We are currently using Google Cloud and are concerned about the security risks of long-lived service account keys. Our security policy mandates key rotation every 90 days, but doing this manually for dozens of microservices in our Jenkins pipeline is becoming a nightmare. Is there a way to automate this within the Google Cloud ecosystem, or should we be moving toward "Keyless" authentication? How would that work with external CI/CD tools that are not hosted on GCP?
3 answers
The industry best practice is to move away from static keys entirely and use Workload Identity Federation. This allows your external CI/CD runners (like Jenkins or GitHub Actions) to swap a short-lived OIDC token for a temporary Google Cloud access token. This effectively makes your pipeline "keyless," as there are no JSON files to leak or rotate. If you must use keys, you can use a Cloud Function triggered by a Cloud Scheduler job to generate a new key, upload it to Secret Manager, and delete the old one. However, the Federation approach is significantly more secure and eliminates the management overhead you are currently facing.
Are you using HashiCorp Vault to manage these secrets, or are you relying solely on Google Cloud Secret Manager for your environment variables?
If you stay with static keys, ensure you are using Cloud Logging to track when they are used. This helps identify if an old key is still active somewhere it shouldn't be.
I totally agree with Jennifer. Setting up an alert for "Service Account Key Usage" in Cloud Monitoring was the only way we caught an old developer's laptop still hitting our API.

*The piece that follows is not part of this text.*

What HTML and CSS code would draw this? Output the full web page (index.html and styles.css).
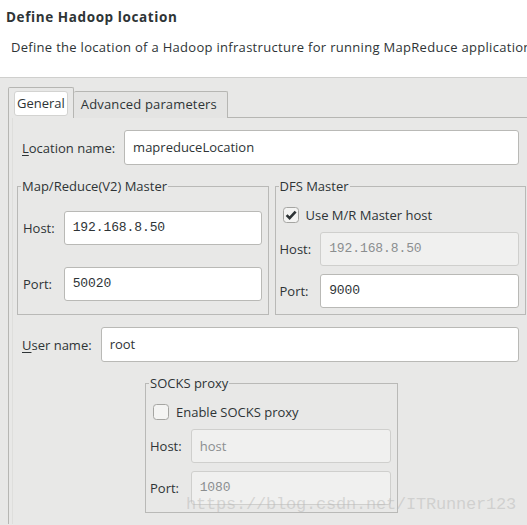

Steven, we are currently using Secret Manager. We found that by using the "GCP Secrets Engine" in Vault, we can generate dynamic service account keys that expire automatically after 24 hours. This means even if a key is intercepted, it becomes useless almost immediately. We then use the Google Cloud SDK within our pipeline to pull these dynamic credentials at runtime. It has completely transformed our "Identity and Access Management" strategy, moving us closer to a true Zero Trust architecture for our deployment workflows.